### Work to be completed
Pull out every line with the word "index".
— Begin —
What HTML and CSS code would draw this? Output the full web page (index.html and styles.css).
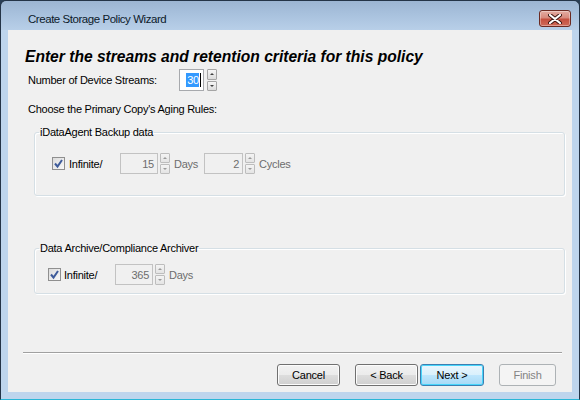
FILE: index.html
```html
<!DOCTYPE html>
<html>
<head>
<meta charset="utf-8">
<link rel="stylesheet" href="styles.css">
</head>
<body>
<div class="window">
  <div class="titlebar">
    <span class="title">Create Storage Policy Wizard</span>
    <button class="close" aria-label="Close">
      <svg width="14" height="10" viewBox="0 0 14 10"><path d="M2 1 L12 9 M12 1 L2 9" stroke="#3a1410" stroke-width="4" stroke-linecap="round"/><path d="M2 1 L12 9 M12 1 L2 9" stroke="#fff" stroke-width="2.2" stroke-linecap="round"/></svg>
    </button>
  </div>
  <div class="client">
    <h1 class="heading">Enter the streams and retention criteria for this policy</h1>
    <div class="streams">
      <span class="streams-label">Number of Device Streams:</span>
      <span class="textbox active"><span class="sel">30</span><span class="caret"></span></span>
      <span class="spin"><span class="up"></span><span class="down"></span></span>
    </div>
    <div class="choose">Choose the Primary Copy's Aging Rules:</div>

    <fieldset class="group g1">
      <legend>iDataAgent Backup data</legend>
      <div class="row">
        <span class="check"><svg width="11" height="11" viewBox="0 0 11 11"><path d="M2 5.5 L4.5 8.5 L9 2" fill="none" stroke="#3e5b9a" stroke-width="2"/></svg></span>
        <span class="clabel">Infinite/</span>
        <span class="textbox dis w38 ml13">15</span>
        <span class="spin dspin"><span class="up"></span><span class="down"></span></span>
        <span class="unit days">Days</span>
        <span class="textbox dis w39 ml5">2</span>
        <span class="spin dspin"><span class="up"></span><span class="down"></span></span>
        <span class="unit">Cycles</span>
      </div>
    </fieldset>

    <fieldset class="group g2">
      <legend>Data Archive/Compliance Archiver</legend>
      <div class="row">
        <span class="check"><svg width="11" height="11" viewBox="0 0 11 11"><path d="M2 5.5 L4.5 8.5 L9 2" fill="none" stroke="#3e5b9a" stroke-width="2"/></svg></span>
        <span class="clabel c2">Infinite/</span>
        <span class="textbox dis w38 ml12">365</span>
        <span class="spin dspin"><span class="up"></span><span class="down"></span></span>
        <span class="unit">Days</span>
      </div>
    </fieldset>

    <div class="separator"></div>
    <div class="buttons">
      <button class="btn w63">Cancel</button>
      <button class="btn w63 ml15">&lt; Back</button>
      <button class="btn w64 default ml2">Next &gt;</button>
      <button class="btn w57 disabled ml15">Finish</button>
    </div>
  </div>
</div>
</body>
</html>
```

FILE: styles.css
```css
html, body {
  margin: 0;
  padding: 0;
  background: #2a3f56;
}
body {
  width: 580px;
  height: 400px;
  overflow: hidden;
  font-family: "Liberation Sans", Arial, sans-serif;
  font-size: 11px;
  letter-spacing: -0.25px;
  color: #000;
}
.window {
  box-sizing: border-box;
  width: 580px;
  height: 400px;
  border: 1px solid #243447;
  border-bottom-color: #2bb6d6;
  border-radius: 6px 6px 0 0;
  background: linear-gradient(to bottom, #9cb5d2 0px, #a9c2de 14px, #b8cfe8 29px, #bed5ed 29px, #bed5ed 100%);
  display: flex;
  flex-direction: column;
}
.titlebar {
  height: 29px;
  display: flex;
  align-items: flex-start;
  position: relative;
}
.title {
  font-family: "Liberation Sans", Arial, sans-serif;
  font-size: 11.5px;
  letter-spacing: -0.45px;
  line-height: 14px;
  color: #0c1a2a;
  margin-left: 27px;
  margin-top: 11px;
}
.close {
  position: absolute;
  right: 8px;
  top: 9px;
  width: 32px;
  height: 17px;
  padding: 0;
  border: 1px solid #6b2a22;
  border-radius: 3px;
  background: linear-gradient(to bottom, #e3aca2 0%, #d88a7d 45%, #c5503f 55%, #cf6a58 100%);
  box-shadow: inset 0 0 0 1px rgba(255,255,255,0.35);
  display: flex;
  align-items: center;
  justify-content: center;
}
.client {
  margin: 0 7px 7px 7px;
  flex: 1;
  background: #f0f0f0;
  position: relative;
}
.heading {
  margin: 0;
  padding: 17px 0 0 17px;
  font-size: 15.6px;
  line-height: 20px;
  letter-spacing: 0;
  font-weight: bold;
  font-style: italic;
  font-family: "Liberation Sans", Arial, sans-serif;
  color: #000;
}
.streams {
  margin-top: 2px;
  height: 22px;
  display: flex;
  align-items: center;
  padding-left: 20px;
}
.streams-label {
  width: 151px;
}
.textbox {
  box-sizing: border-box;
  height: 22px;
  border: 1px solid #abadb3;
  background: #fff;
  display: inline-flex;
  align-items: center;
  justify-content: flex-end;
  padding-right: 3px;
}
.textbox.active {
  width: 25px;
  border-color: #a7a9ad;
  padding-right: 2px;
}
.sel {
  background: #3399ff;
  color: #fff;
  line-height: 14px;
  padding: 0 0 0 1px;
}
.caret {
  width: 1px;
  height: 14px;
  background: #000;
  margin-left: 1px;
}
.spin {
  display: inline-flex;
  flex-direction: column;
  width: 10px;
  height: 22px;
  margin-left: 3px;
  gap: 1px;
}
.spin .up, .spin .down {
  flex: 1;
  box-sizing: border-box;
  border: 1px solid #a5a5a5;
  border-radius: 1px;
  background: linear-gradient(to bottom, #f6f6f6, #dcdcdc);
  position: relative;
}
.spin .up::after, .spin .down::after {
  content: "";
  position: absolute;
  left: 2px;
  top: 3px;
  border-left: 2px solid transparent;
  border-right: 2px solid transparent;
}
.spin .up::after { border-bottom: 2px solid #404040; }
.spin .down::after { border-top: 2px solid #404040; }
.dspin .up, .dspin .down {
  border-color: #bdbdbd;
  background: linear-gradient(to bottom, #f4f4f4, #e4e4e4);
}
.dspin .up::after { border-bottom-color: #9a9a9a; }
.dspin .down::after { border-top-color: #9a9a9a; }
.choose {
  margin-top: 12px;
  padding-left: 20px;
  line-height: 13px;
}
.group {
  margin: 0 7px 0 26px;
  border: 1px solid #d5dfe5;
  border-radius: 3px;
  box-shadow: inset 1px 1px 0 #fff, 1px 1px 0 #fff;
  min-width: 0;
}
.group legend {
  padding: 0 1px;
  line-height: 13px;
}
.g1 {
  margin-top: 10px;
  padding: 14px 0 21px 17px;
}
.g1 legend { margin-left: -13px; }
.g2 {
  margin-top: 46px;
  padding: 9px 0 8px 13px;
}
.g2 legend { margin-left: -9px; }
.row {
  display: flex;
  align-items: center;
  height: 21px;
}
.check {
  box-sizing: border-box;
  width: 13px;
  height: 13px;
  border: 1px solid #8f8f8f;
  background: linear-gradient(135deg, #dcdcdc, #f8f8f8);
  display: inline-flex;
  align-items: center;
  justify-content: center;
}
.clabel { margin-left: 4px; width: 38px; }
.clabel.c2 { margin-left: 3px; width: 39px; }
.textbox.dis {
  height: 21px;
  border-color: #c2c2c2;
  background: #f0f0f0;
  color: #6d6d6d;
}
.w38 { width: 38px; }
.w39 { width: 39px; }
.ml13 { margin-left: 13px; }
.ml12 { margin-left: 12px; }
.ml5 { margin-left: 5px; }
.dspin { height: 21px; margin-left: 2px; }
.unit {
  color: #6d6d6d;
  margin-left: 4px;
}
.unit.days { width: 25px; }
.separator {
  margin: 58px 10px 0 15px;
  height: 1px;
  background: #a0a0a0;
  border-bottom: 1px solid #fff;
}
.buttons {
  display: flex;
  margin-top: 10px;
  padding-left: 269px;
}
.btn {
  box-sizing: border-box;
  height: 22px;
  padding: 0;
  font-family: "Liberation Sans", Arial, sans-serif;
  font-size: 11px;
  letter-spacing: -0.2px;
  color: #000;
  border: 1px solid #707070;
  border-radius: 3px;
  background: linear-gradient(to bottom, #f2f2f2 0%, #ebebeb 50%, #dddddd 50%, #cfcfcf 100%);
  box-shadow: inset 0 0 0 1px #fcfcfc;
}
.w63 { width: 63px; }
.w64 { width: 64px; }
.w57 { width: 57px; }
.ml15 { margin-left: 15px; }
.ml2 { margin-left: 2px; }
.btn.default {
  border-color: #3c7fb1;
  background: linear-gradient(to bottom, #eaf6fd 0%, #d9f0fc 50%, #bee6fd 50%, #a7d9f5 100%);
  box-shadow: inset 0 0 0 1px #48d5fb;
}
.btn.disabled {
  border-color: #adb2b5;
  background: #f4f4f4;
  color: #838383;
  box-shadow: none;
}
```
— End —
### The response
What HTML and CSS code would draw this? Output the full web page (index.html and styles.css).
FILE: index.html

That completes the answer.